Tandoori. Il est quelque chose comme midi moins le quart. Christophe cogne sur le temps, Romain lance sa tête en arrière et chante Saoul, l’un des titres de Tandoori. "On est oùùùùùù ? Moi, je suis saouuuul !" Les guitares sonnent très pop. C'est joué à un tempo moyen, et ça vous colle aux neurones comme chewing-gum au palais. Visiblement, cela ne pose aucun problème à mettre en place. Seul détail qui cloche : à chaque mouvement, la Telecaster noire de "Roro", comme on le surnomme, produit un craquement. François, le régisseur/backliner/ingénieur du son retour, une sorte de force tranquille avec des cheveux qui tombent sur les épaules, un petit anneau à l’oreille gauche et une allure générale qui rappelle un de ces hard rockers qui marquèrent la fin des années 70, prend en main la guitare, tente une réparation, mais rien n’y fait. Romain jette un œil derrière son ampli, essaye de débrancher un fil, d’enlever une de ses pédales. En vain. Christophe lance, rigolard : "On va manger, on va fluncher". Le repas tourne autour d’une contrepèterie. Un ami a fait remarqué que si l’on inverse les syllabes, les Yeux Fermés, cela donne les "œufs fermiers". Romain : "J’aime bien les jeux de mots miteux, j’en fais souvent. Dans Versailles (ndlr : l’un des premiers titres d’Eiffel), il y avait une contrepèterie. J’aime aussi la notion de bug dans l’écriture, quand ça part dans tous les sens." Penché sur son ordinateur portable, Hugo se risque, sous le regard des autres membres du groupe, à réaliser une maquette pour le livret de l’album. Et Romain de préciser : "La maison de disques ne nous a présenté que des trucs nazes. On veut juste prouver qu’on peut arriver à quelque chose de bien. Dans ce domaine-là, il faut être dictatorial. Si l’on n’a pas la liberté de faire ce qu’on veut avec nos disques, qu’est-ce qui nous reste ?" Le soir même, le groupe obtiendra gain de cause.

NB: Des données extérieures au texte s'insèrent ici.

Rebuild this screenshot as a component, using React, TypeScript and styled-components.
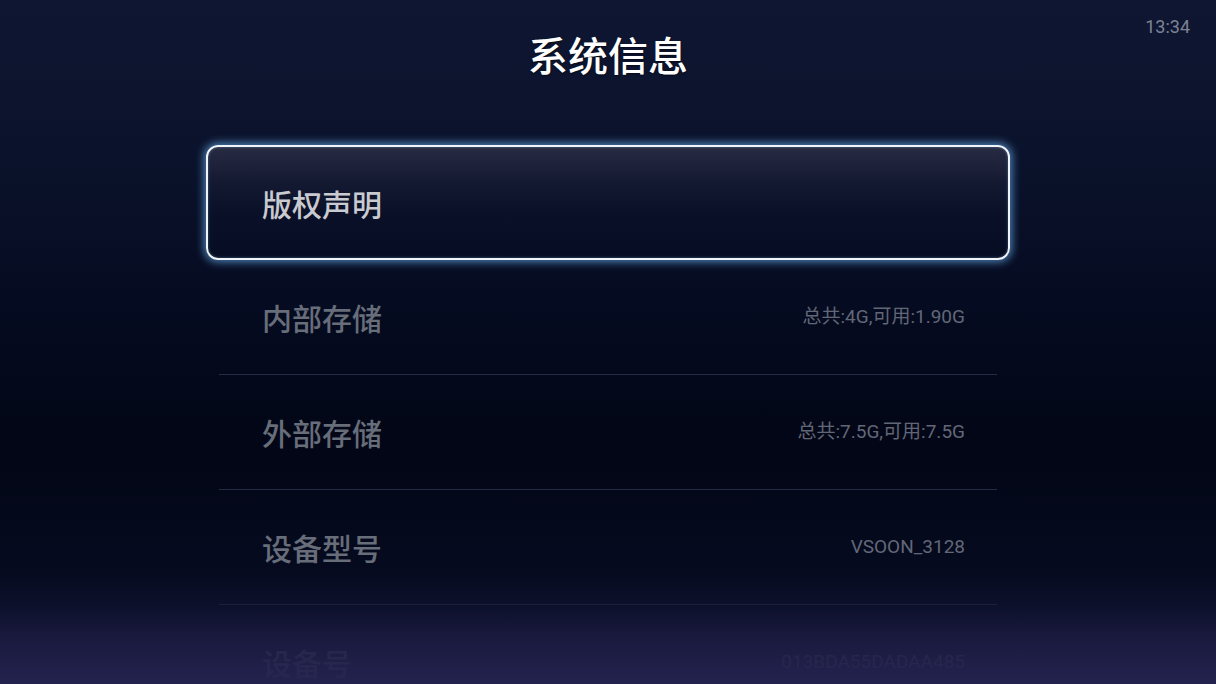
import React from "react";
import styled, { createGlobalStyle } from "styled-components";

const GlobalStyle = createGlobalStyle`
  html, body {
    margin: 0;
    padding: 0;
    background: #030818;
  }
  body {
    font-family: Roboto, "Noto Sans CJK SC", sans-serif;
  }
`;

const Screen = styled.div`
  position: relative;
  width: 1216px;
  height: 684px;
  overflow: hidden;
  display: flex;
  flex-direction: column;
  background: linear-gradient(
    180deg,
    #0f1632 0%,
    #0b132c 22%,
    #050b20 45%,
    #020616 65%,
    #050a1e 82%,
    #0c1029 100%
  );
`;

const Header = styled.header`
  flex-shrink: 0;
  display: grid;
  grid-template-columns: 1fr auto 1fr;
  height: 145px;
`;

const Title = styled.h1`
  grid-column: 2;
  margin: 35px 0 0;
  font-size: 40px;
  line-height: 46px;
  font-weight: 500;
  color: #ffffff;
  text-shadow: 0 1px 2px rgba(0, 0, 0, 0.6);
`;

const Clock = styled.span`
  grid-column: 3;
  justify-self: end;
  align-self: start;
  margin: 16px 26px 0 0;
  font-size: 18px;
  line-height: 22px;
  color: #7d8394;
`;

const List = styled.ul`
  flex-shrink: 0;
  list-style: none;
  margin: 0 auto;
  padding: 0;
  width: 778px;
`;

const Row = styled.li<{ $focused?: boolean }>`
  display: flex;
  align-items: center;
  justify-content: space-between;
  box-sizing: border-box;
  height: 115px;
  padding: 0 32px 0 43px;
  border-bottom: 1px solid #262a42;

  ${p =>
    p.$focused &&
    `
    margin: 0 -13px;
    padding: 0 44px 0 54px;
    border: 2px solid #eef4fa;
    border-radius: 12px;
    background: linear-gradient(180deg, #272b42 0%, #151a33 30%, #0a1028 60%, #060c22 100%);
    box-shadow: 0 0 8px 2px rgba(100, 170, 230, 0.75), inset 0 0 3px rgba(140, 190, 235, 0.45);
  `}
`;

const Label = styled.span<{ $focused?: boolean }>`
  font-family: "Noto Sans CJK SC", sans-serif;
  font-size: 30px;
  line-height: 36px;
  font-weight: 500;
  color: ${p => (p.$focused ? "#c9cacf" : "#686d7a")};
`;

const Value = styled.span`
  font-family: Roboto, "Noto Sans CJK SC", sans-serif;
  font-size: 19px;
  line-height: 24px;
  color: #626778;
`;

const BottomFade = styled.div`
  position: absolute;
  left: 0;
  right: 0;
  bottom: 0;
  height: 110px;
  pointer-events: none;
  background: linear-gradient(
    180deg,
    rgba(12, 14, 40, 0) 0%,
    rgba(18, 20, 52, 0.55) 30%,
    rgba(28, 28, 66, 0.86) 58%,
    rgba(36, 35, 80, 0.97) 100%
  );
`;

const items = [
  { label: "版权声明", value: "" },
  { label: "内部存储", value: "总共:4G,可用:1.90G" },
  { label: "外部存储", value: "总共:7.5G,可用:7.5G" },
  { label: "设备型号", value: "VSOON_3128" },
  { label: "设备号", value: "013BDA55DADAA485" },
];

export default function App() {
  const focusedIndex = 0;

  return (
    <>
      <GlobalStyle />
      <Screen>
        <Header>
          <Title>系统信息</Title>
          <Clock>13:34</Clock>
        </Header>
        <List>
          {items.map((item, index) => (
            <Row key={item.label} $focused={index === focusedIndex}>
              <Label $focused={index === focusedIndex}>{item.label}</Label>
              {item.value && <Value>{item.value}</Value>}
            </Row>
          ))}
        </List>
        <BottomFade />
      </Screen>
    </>
  );
}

Ex-fan des Pixies. Les spots sont en place. Derrière sa console, Stéphane, l’éclairagiste, qui a aussi officié sur la tournée Des visages, des figures de Noir Désir, peut jouer avec les blancs et les rouges. "N’hésite pas à mettre un peu de dérision dans tes lumières" lance Romain. Qu’ai-je donc à donner ?, une ballade dans la veine des Yeux Fermés, que l’on aurait bien imaginé flanquée d’une guitare acoustique, s’apprivoise à l’électrique. Une intro en forme de chaos sonore, c’est Paris Minuit, un titre qui évoque Les écorchés vifs de Noir Désir. Ce que Romain assume : "Bien sûr, en matière d’écriture en français, j’ai deux maîtres : Brel et Bertrand Cantat. Mais il n’y a pas que ça. J’ai aussi été influencé par les Pixies, les Stooges, John Lennon. Ma chanson préférée, c’est I am The Walrus des Beatles."
Hype, un classique du répertoire d’Eiffel, demeure toujours aussi efficace, malgré les deux années et demi de break. Hugo est posté derrière une contrebasse électrique aux formes effilées : Dispersés. Une chanson intimiste de deux minutes trente qui dit : "J’étais parti en miettes, pour mieux me retrouver." Il s’agit là de l’un des plus beaux morceaux d’un Tandoori qui s’annonce d’ors et déjà très guitare. Et d’une pré-tournée de deux mois pendant laquelle Eiffel, partagera pour quatre dates l’affiche avec un autre groupe, les chansonniers des Hurlements d’Léo. Il est vingt heures trente. C’est la fin d’une journée de répétions en scène.
Bastien Brun
(1) La pré-tournée d’Eiffel commencera le 9 novembre au Chabada, à Angers.